Sunday, November 4, 2007

Bonesteel. Then Ander Monson.

In preparation for my annual rendezvous with Ander Monson’s devastating work on the upper Midwest, the stark narratives investigating the smell of static that penetrates all winter outerwear, the line of communication labeled, Other Electriticites,

I have been gathering into myself the works of Richard Hugo and Mike Balisle. You may reply, “Oh, Richard Hugo, yeah, we know Richard Hugo- but, who’s that Mike Balisle?”

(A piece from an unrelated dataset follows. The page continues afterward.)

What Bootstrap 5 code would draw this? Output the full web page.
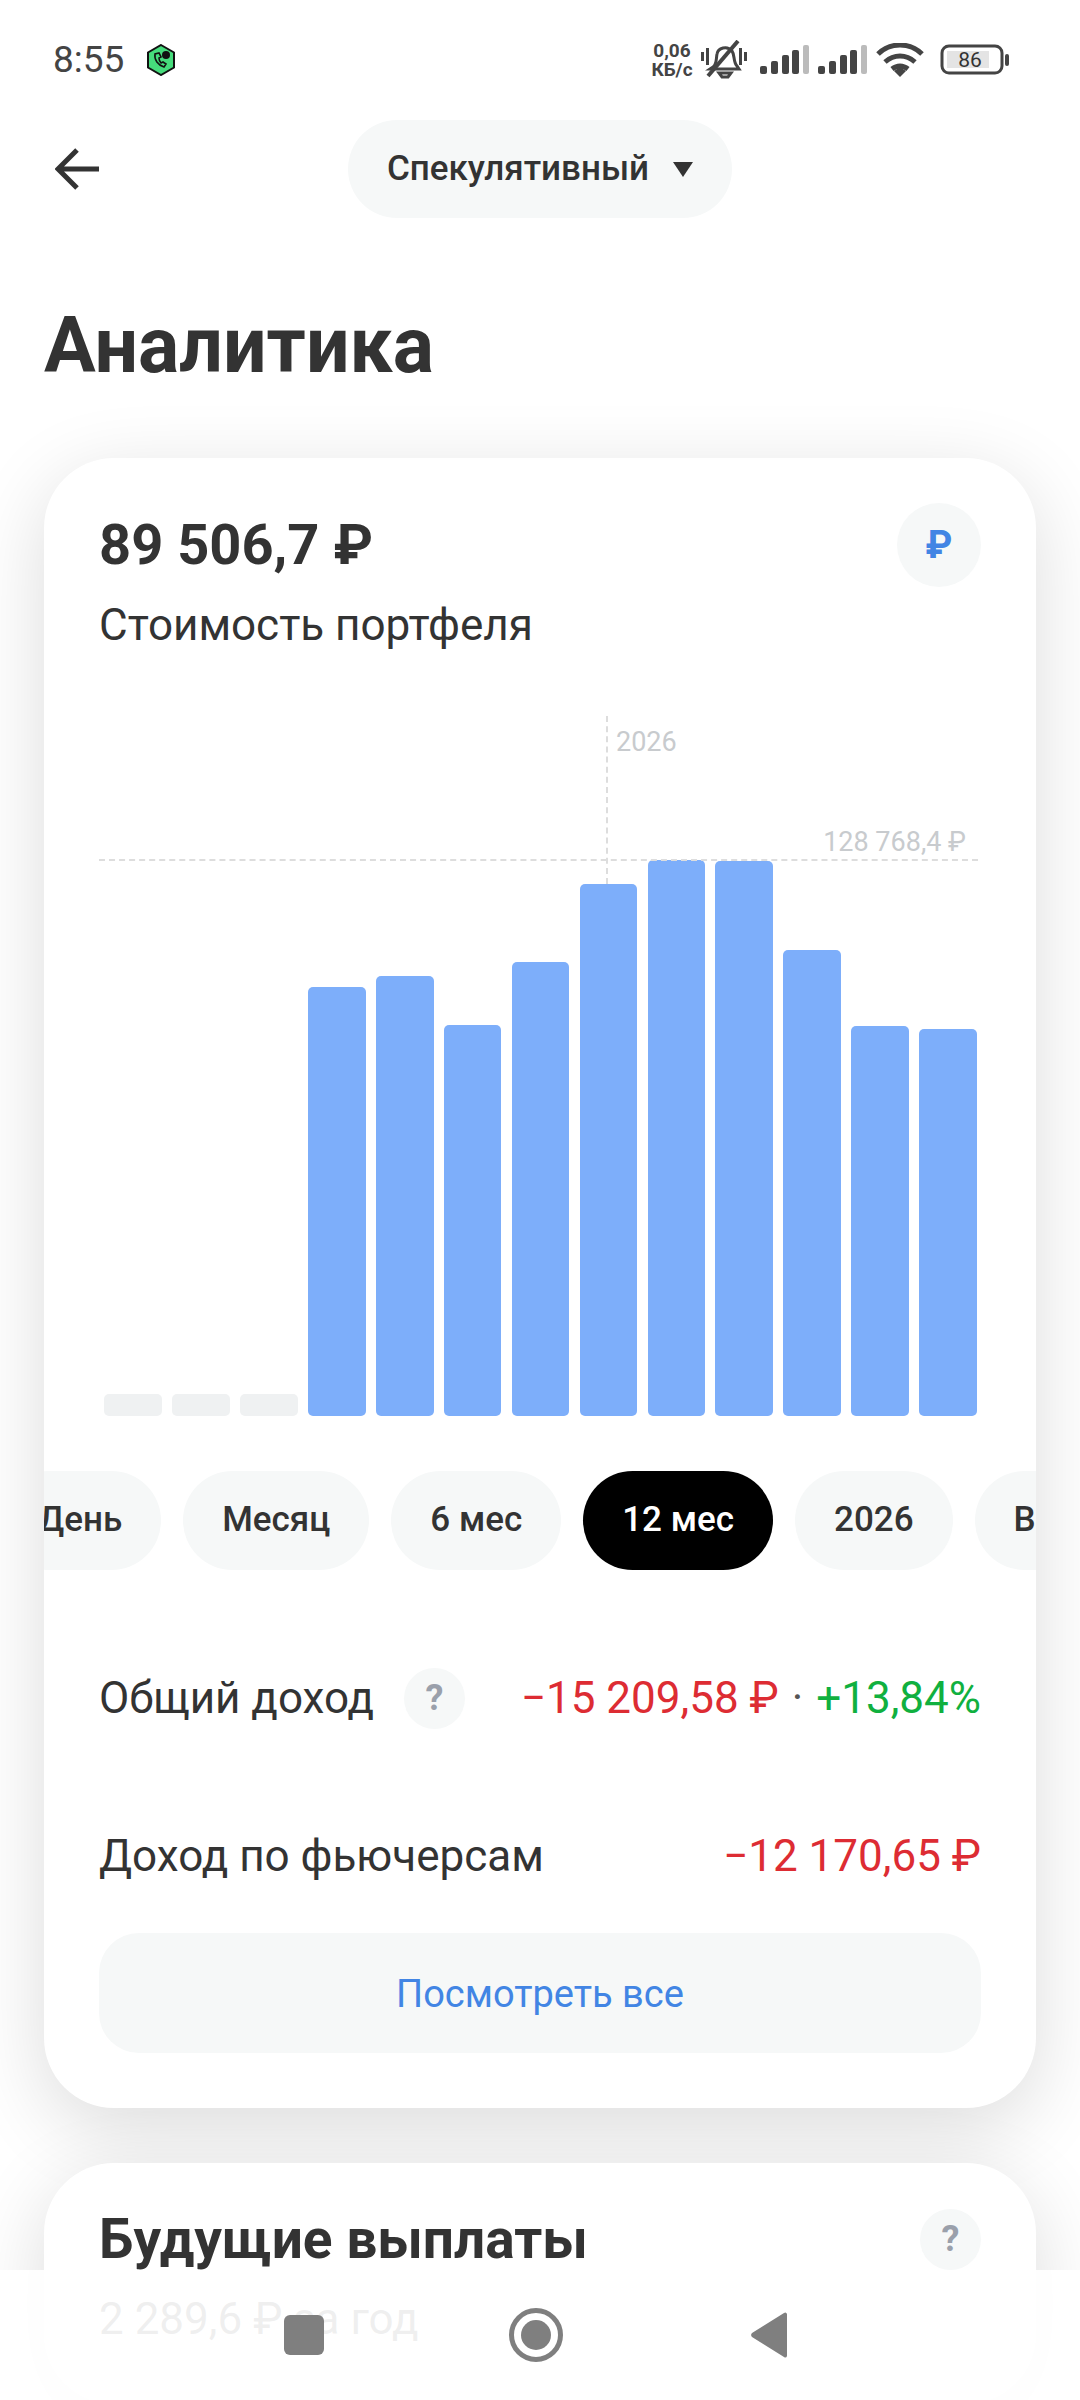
<!DOCTYPE html>
<html lang="ru">
<head>
  <meta charset="UTF-8" />
  <meta name="viewport" content="width=device-width, initial-scale=1.0" />
  <title>Аналитика</title>
  <link href="https://cdn.jsdelivr.net/npm/bootstrap@5.3.0/dist/css/bootstrap.min.css" rel="stylesheet">
  <style>
    body {
      width: 1080px;
      height: 2400px;
      overflow: hidden;
      position: relative;
      background: #fff;
      color: #333;
      font-family: Roboto, "Noto Sans", sans-serif;
    }
    .status-bar { height: 120px; padding: 0 70px 0 53px; }
    .status-time { font-size: 37px; color: #444; width: 93px; }
    .net-speed { width: 44px; font-size: 19px; line-height: 19px; font-weight: 700; color: #444; text-align: center; margin-right: 7px; }
    .bell-icon { margin-right: 13px; }
    .top-row { display: grid; grid-template-columns: 1fr auto 1fr; height: 98px; align-items: center; }
    .back-icon { margin-left: 55px; }
    .account-pill { height: 98px; width: 384px; border-radius: 49px; background: #f6f8f8; font-size: 35px; font-weight: 500; gap: 24px; }
    .page-title { font-size: 77px; line-height: 84px; font-weight: 700; margin: 86px 0 70px 44px; }
    .panel { margin: 0 44px; background: #fff; border-radius: 70px; box-shadow: 0 20px 80px rgba(0,0,0,.14); }
    .panel-main { padding: 45px 55px 55px 55px; height: 1650px; overflow: hidden; }
    .panel-next { margin-top: 55px; padding: 45px 55px 60px 55px; }
    .round-btn { width: 84px; height: 84px; border-radius: 50%; background: #f6f8f8; color: #4285e4; font-size: 38px; font-weight: 700; }
    .sum-value { font-size: 56px; line-height: 84px; font-weight: 700; }
    .sum-label { font-size: 44px; line-height: 50px; margin-top: 13px; }
    .chart-box { position: relative; height: 700px; margin-top: 66px; padding: 0 4px 0 5px; }
    .chart-bars { height: 100%; gap: 10.2px; }
    .chart-bar { flex: 1 1 0; background: #7daefa; border-radius: 5px; }
    .chart-bar-empty { background: #eff1f2; }
    .max-line { position: absolute; left: 0; right: 3px; top: 143px; border-top: 2px dashed #ddd; }
    .year-line { position: absolute; left: 507px; top: 0; height: 168px; border-left: 2px dashed #ddd; }
    .chart-note { position: absolute; font-size: 27px; line-height: 32px; color: #c8cbce; }
    .note-year { left: 517px; top: 10px; }
    .note-max { right: 15px; top: 110px; }
    .period-row { gap: 22px; margin: 55px -55px 0 -55px; overflow: hidden; }
    .period-pill { flex: none; height: 99px; padding: 0 39px; border-radius: 50px; background: #f6f8f8; font-size: 35px; font-weight: 500; }
    .period-first { margin-left: -45px; }
    .period-on { background: #000; color: #fff; }
    .info-row { height: 100px; font-size: 44px; }
    .info-row-one { margin-top: 78px; }
    .info-row-two { margin-top: 58px; }
    .help-btn { width: 61px; height: 61px; border-radius: 50%; background: #f6f8f8; color: #9aa0ab; font-size: 36px; font-weight: 700; }
    .help-gap { margin-left: 30px; }
    .val-red { color: #dd2c33; }
    .val-green { color: #10b03f; }
    .val-dot { margin: 0 13px; color: #555; }
    .see-all { height: 120px; margin-top: 27px; padding-top: 2px; border-radius: 40px; background: #f6f8f8; color: #4285e4; font-size: 38px; }
    .next-title { font-size: 55px; line-height: 62px; font-weight: 700; }
    .next-sub { font-size: 44px; line-height: 50px; margin-top: 24px; color: #333; }
    .nav-bar { position: absolute; left: 0; right: 0; top: 2270px; height: 130px; background: rgba(255,255,255,.92); }
  </style>
</head>
<body>
  <!-- Status bar -->
  <div class="status-bar d-flex align-items-center">
    <span class="status-time">8:55</span>
    <svg width="30" height="32" viewBox="0 0 30 32">
      <polygon points="15,1 28,8.5 28,23.5 15,31 2,23.5 2,8.5" fill="#46dc7c" stroke="#111" stroke-width="2"/>
      <path d="M9 10c-1 6 3 11 9 13l2-3-3-2-2 1c-1-1-2-3-2-5l2-1-2-4z" fill="none" stroke="#111" stroke-width="1.6"/>
      <circle cx="20" cy="11" r="4" fill="#111"/>
    </svg>
    <div class="ms-auto d-flex align-items-center">
      <div class="net-speed">0,06<br>КБ/с</div>
      <svg width="46" height="40" viewBox="0 0 46 40" class="bell-icon">
        <path d="M12 27c4-3 3-8 4-13 1-6 10-9 15-3 3 4 1 11 5 15l2 3H9z M18 33h12l-3 4h-6z" fill="none" stroke="#444" stroke-width="3"/>
        <path d="M7 36 37 1" stroke="#444" stroke-width="4"/>
        <path d="M1.5 12v9M6.5 8v17M39.5 8v17M44.5 12v9" stroke="#444" stroke-width="3"/>
      </svg>
      <svg width="50" height="30" viewBox="0 0 50 30" class="me-2">
        <rect x="0" y="21" width="7" height="8" rx="2" fill="#444"/><rect x="11" y="16" width="7" height="13" rx="2" fill="#444"/><rect x="22" y="10" width="7" height="19" rx="2" fill="#444"/><rect x="32" y="5" width="7" height="24" rx="2" fill="#444"/><rect x="43" y="0" width="6" height="29" rx="2" fill="#bbb"/>
      </svg>
      <svg width="50" height="30" viewBox="0 0 50 30" class="me-2">
        <rect x="0" y="21" width="7" height="8" rx="2" fill="#444"/><rect x="11" y="16" width="7" height="13" rx="2" fill="#444"/><rect x="22" y="10" width="7" height="19" rx="2" fill="#444"/><rect x="32" y="5" width="7" height="24" rx="2" fill="#444"/><rect x="43" y="0" width="6" height="29" rx="2" fill="#bbb"/>
      </svg>
      <svg width="48" height="34" viewBox="0 0 48 34" class="me-3">
        <path d="M2 11C14-1 34-1 46 11M9 19c9-8 21-8 30 0M16 26c5-4 11-4 16 0" fill="none" stroke="#444" stroke-width="5"/>
        <path d="M18 28l6-4 6 4-6 6z" fill="#444"/>
      </svg>
      <svg width="70" height="32" viewBox="0 0 70 32">
        <rect x="2" y="2" width="60" height="27" rx="7" fill="none" stroke="#444" stroke-width="3"/>
        <rect x="7" y="7" width="42" height="17" fill="#e4e4e4"/>
        <rect x="65" y="10" width="4" height="12" rx="2" fill="#444"/>
        <text x="30" y="23" text-anchor="middle" font-family="Roboto" font-size="21" fill="#333">86</text>
      </svg>
    </div>
  </div>

  <!-- Header -->
  <div class="top-row">
    <svg width="46" height="44" viewBox="0 0 46 44" class="back-icon">
      <path d="M44 22H4M22 3 3 22l19 19" fill="none" stroke="#333" stroke-width="5"/>
    </svg>
    <div class="account-pill d-flex align-items-center justify-content-center">
      <span>Спекулятивный</span>
      <svg width="20" height="16" viewBox="0 0 20 16"><path d="M0 1h20l-10 15z" fill="#333"/></svg>
    </div>
    <div></div>
  </div>

  <h1 class="page-title">Аналитика</h1>

  <!-- Main card -->
  <div class="panel panel-main">
    <div class="d-flex justify-content-between">
      <div class="sum-value">89 506,7 ₽</div>
      <div class="round-btn d-flex align-items-center justify-content-center">₽</div>
    </div>
    <div class="sum-label">Стоимость портфеля</div>

    <div class="chart-box">
      <div class="year-line"></div>
      <div class="max-line"></div>
      <span class="chart-note note-year">2026</span>
      <span class="chart-note note-max">128 768,4 ₽</span>
      <div class="chart-bars d-flex align-items-end">
        <div class="chart-bar chart-bar-empty" style="height:22px"></div>
        <div class="chart-bar chart-bar-empty" style="height:22px"></div>
        <div class="chart-bar chart-bar-empty" style="height:22px"></div>
        <div class="chart-bar" style="height:429px"></div>
        <div class="chart-bar" style="height:440px"></div>
        <div class="chart-bar" style="height:391px"></div>
        <div class="chart-bar" style="height:454px"></div>
        <div class="chart-bar" style="height:532px"></div>
        <div class="chart-bar" style="height:556px"></div>
        <div class="chart-bar" style="height:555px"></div>
        <div class="chart-bar" style="height:466px"></div>
        <div class="chart-bar" style="height:390px"></div>
        <div class="chart-bar" style="height:387px"></div>
      </div>
    </div>

    <div class="period-row d-flex">
      <div class="period-pill period-first d-flex align-items-center">День</div>
      <div class="period-pill d-flex align-items-center">Месяц</div>
      <div class="period-pill d-flex align-items-center">6 мес</div>
      <div class="period-pill period-on d-flex align-items-center">12 мес</div>
      <div class="period-pill d-flex align-items-center">2026</div>
      <div class="period-pill d-flex align-items-center">Всё время</div>
    </div>

    <div class="info-row info-row-one d-flex align-items-center">
      <span>Общий доход</span>
      <span class="help-btn help-gap d-flex align-items-center justify-content-center">?</span>
      <span class="ms-auto"><span class="val-red">−15 209,58 ₽</span><span class="val-dot">·</span><span class="val-green">+13,84%</span></span>
    </div>
    <div class="info-row info-row-two d-flex align-items-center justify-content-between">
      <span>Доход по фьючерсам</span>
      <span class="val-red">−12 170,65 ₽</span>
    </div>
    <div class="see-all d-flex align-items-center justify-content-center">Посмотреть все</div>
  </div>

  <!-- Second card, cut by the nav bar -->
  <div class="panel panel-next">
    <div class="d-flex justify-content-between align-items-center">
      <div class="next-title">Будущие выплаты</div>
      <span class="help-btn d-flex align-items-center justify-content-center">?</span>
    </div>
    <div class="next-sub">2 289,6 ₽ за год</div>
  </div>

  <!-- Android nav bar -->
  <div class="nav-bar d-flex align-items-center">
    <svg width="1080" height="130" viewBox="0 0 1080 130">
      <rect x="284" y="45" width="40" height="40" rx="6" fill="#7f7f7f"/>
      <circle cx="536" cy="65" r="24.5" fill="none" stroke="#7f7f7f" stroke-width="5"/>
      <circle cx="536" cy="65" r="15" fill="#7f7f7f"/>
      <path d="M787 44v42a2 2 0 0 1-3 1L752 67a3 3 0 0 1 0-4l32-20a2 2 0 0 1 3 1z" fill="#7f7f7f"/>
    </svg>
  </div>

  <script src="https://cdn.jsdelivr.net/npm/bootstrap@5.3.0/dist/js/bootstrap.bundle.min.js"></script>
</body>
</html>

Well, curious reader, let me tell you, Mike Balisle penned a collection in 1977, entitled Bonesteel. It is self-published, held together by staples and yellowed by years. I found it in a box at the Renaissance Bookshop in downtown Milwaukee. The fiction at Renaissance is, for the most part, well picked over by Marquette bibliophiles, but the other sections, especially the children’s, are overflowing with yet to be discovered phenomena. So, anyway, I have been carrying this slight volume- Bonesteel- around for about two weeks, taking out and reciting any of the hundreds of amazing prose to whomever happens to be standing the closest- most often boyfriend type person. I have looked online and found nothing on the author or the collection.


"With Unknown Fever"
at that time the holy men of the upper Midwest would strip naked under the
northern lights and fight like angry blacksmiths until caving in gloriously

I imagine Mike Balisle as some silent small-town Midwestern boy, eating lunch at eleven and dinner at five like clockwork, plowing driveways or working construction, this book a brief foray into creativity. He was probably just some fashion vagabond, tramping around the country on trains or flatbed trucks, only to return to place of birth and ultimately become the aforementioned small-town personality. Or maybe he’s in some D.C. think tank or perhaps he lives down the street from me, muttering daily about the price of gasoline.

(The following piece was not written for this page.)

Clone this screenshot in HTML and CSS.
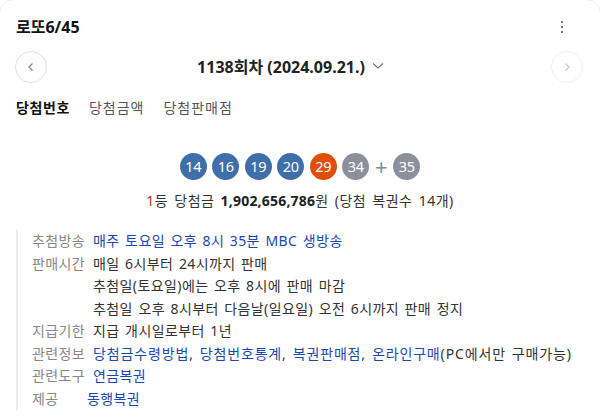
FILE: index.html
```html
<!DOCTYPE html>
<html lang="ko">
<head>
<meta charset="utf-8">
<link rel="stylesheet" href="styles.css">
</head>
<body>
<div class="card">
  <div class="header">
    <h1 class="title">로또6/45</h1>
    <span class="kebab"><i></i><i></i><i></i></span>
  </div>
  <div class="nav">
    <button class="circle">
      <svg width="12" height="12" viewBox="0 0 12 12"><path d="M7.5 2.5 L4 6 L7.5 9.5" fill="none" stroke="#888" stroke-width="1.3"/></svg>
    </button>
    <div class="round">1138회차 (2024.09.21.)
      <svg class="caret" width="14" height="10" viewBox="0 0 14 10"><path d="M2 2.5 L7 7 L12 2.5" fill="none" stroke="#777" stroke-width="1.3"/></svg>
    </div>
    <button class="circle circle--off">
      <svg width="12" height="12" viewBox="0 0 12 12"><path d="M4.5 2.5 L8 6 L4.5 9.5" fill="none" stroke="#ccc" stroke-width="1.3"/></svg>
    </button>
  </div>
  <div class="tabs">
    <span class="tab tab--on">당첨번호</span>
    <span class="tab">당첨금액</span>
    <span class="tab">당첨판매점</span>
  </div>
  <div class="balls">
    <span class="ball ball--blue">14</span>
    <span class="ball ball--blue">16</span>
    <span class="ball ball--blue">19</span>
    <span class="ball ball--blue">20</span>
    <span class="ball ball--red">29</span>
    <span class="ball ball--gray">34</span>
    <span class="plus">+</span>
    <span class="ball ball--gray">35</span>
  </div>
  <p class="prize"><span class="rank">1</span>등 당첨금 <b>1,902,656,786</b>원 (당첨 복권수 14개)</p>
  <dl class="info">
    <div class="row"><dt>추첨방송</dt><dd class="link">매주 토요일 오후 8시 35분 MBC 생방송</dd></div>
    <div class="row"><dt>판매시간</dt><dd>매일 6시부터 24시까지 판매<br>추첨일(토요일)에는 오후 8시에 판매 마감<br>추첨일 오후 8시부터 다음날(일요일) 오전 6시까지 판매 정지</dd></div>
    <div class="row"><dt>지급기한</dt><dd>지급 개시일로부터 1년</dd></div>
    <div class="row"><dt>관련정보</dt><dd class="wide"><span class="link">당첨금수령방법</span>, <span class="link">당첨번호통계</span>, <span class="link">복권판매점</span>, <span class="link">온라인구매</span>(PC에서만 구매가능)</dd></div>
    <div class="row"><dt>관련도구</dt><dd class="link">연금복권</dd></div>
    <div class="row row--src"><dt>제공</dt><dd class="link">동행복권</dd></div>
  </dl>
</div>
</body>
</html>
```
FILE: styles.css
```css
html, body {
  margin: 0;
  padding: 0;
  background: #fff;
}
body {
  font-family: "Noto Sans", "Noto Sans CJK KR", sans-serif;
  color: #222;
  font-size: 14px;
}
.card {
  margin: -1px;
  height: 440px;
  border: 1px solid #ececec;
  border-radius: 14px;
  box-sizing: border-box;
  overflow: hidden;
}
.header {
  display: flex;
  justify-content: space-between;
  align-items: center;
  padding: 17px 37px 0 16px;
}
.title {
  margin: 0;
  font-size: 16px;
  line-height: 20px;
  font-weight: 700;
  color: #111;
}
.kebab {
  display: flex;
  flex-direction: column;
  gap: 2.5px;
}
.kebab i {
  display: block;
  width: 2.5px;
  height: 2.5px;
  background: #777;
}
.nav {
  display: flex;
  align-items: center;
  margin-top: 14px;
  padding: 0 17px 0 15px;
}
.circle {
  width: 32px;
  height: 32px;
  padding: 0;
  border: 1px solid #e2e2e2;
  border-radius: 50%;
  background: #fff;
  display: flex;
  align-items: center;
  justify-content: center;
}
.circle--off {
  border-color: #eeeeee;
}
.round {
  flex: 1;
  display: flex;
  justify-content: center;
  align-items: center;
  gap: 6px;
  font-size: 16px;
  font-weight: 700;
  line-height: 20px;
  color: #222;
  padding-right: 16px;
}
.caret {
  margin-top: -2px;
}
.tabs {
  display: flex;
  gap: 19px;
  margin-top: 15px;
  padding-left: 16px;
  line-height: 20px;
  letter-spacing: 1px;
}
.tab {
  color: #555;
  font-size: 14px;
}
.tab--on {
  color: #111;
  font-weight: 700;
  letter-spacing: 0.6px;
}
.balls {
  display: flex;
  justify-content: center;
  align-items: center;
  gap: 5.5px;
  margin-top: 35px;
}
.ball {
  width: 27px;
  height: 27px;
  border-radius: 50%;
  color: #fff;
  font-size: 14.5px;
  line-height: 27px;
  text-align: center;
  letter-spacing: -0.3px;
}
.ball--blue { background: #3f6fa9; }
.ball--red { background: #e04e0c; }
.ball--gray { background: #8e8f9d; }
.plus {
  color: #8a8a8a;
  font-size: 22px;
  line-height: 27px;
  width: 13px;
  text-align: center;
}
.prize {
  margin: 11px 0 0;
  text-align: center;
  line-height: 20px;
  color: #333;
  letter-spacing: 0.5px;
  word-spacing: 2px;
}
.prize b {
  font-weight: 700;
  color: #222;
  letter-spacing: 0.2px;
}
.rank {
  color: #a8321f;
}
.info {
  margin: 19px 0 0 16px;
  padding-left: 14px;
  border-left: 2px solid #ececec;
}
.row {
  display: flex;
  line-height: 22.5px;
  letter-spacing: 0.4px;
  word-spacing: 1.5px;
}
.row dt {
  width: 61px;
  flex: none;
  color: #888;
}
.row dd {
  margin: 0;
  color: #333;
}
.row dd.wide {
  letter-spacing: 0.85px;
}
.row--src dt {
  width: 55px;
}
.link,
.row dd.link {
  color: #1a47b0;
}
```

"The White Axes of Winter"
years inside a blizzard we awaken
to the questioning of the fact
that last night pale children were stalked
by images of ice

this morning it is seen
the white axes of winter whirled until all
oaths and prayers were split from our faces

there we fell
the cold hills
drifting our shoulders


Dear Mike Balisle,

You’re making it difficult for me to move beyond:

I will forget my sadness
and run with lengthening legs
to the tavern in junction city
where anna in her wheelchair
presents me with a grain belt
and
“the soul lives on----don’t you know that yet?”

I mean, this kind of language compounded with the new Weakerthans album (Night Windows may be the most satisfying devastation track of the year), is prohibiting me from doing anything but obsessively consuming them exclusively.

In conclusion, Mike Balisle, I appreciate your work, and hope that somewhere along the line, someone, someone not on an obscure book blog in 2007, someone you knew in the thirty years between Bonesteel and now, was smart enough to tell you that in person.

2 comments:

Anonymous said...

he's my uncle!

Marksman said...

My English teacher at Sam Houston High School in Arlington Texas invited him to read his poems to the class back in around 1981. He seemed like he had been tramping around the country as you mentioned. I have a couple of Xeroxed copies of his poems tucked away including The White Axes of Winter.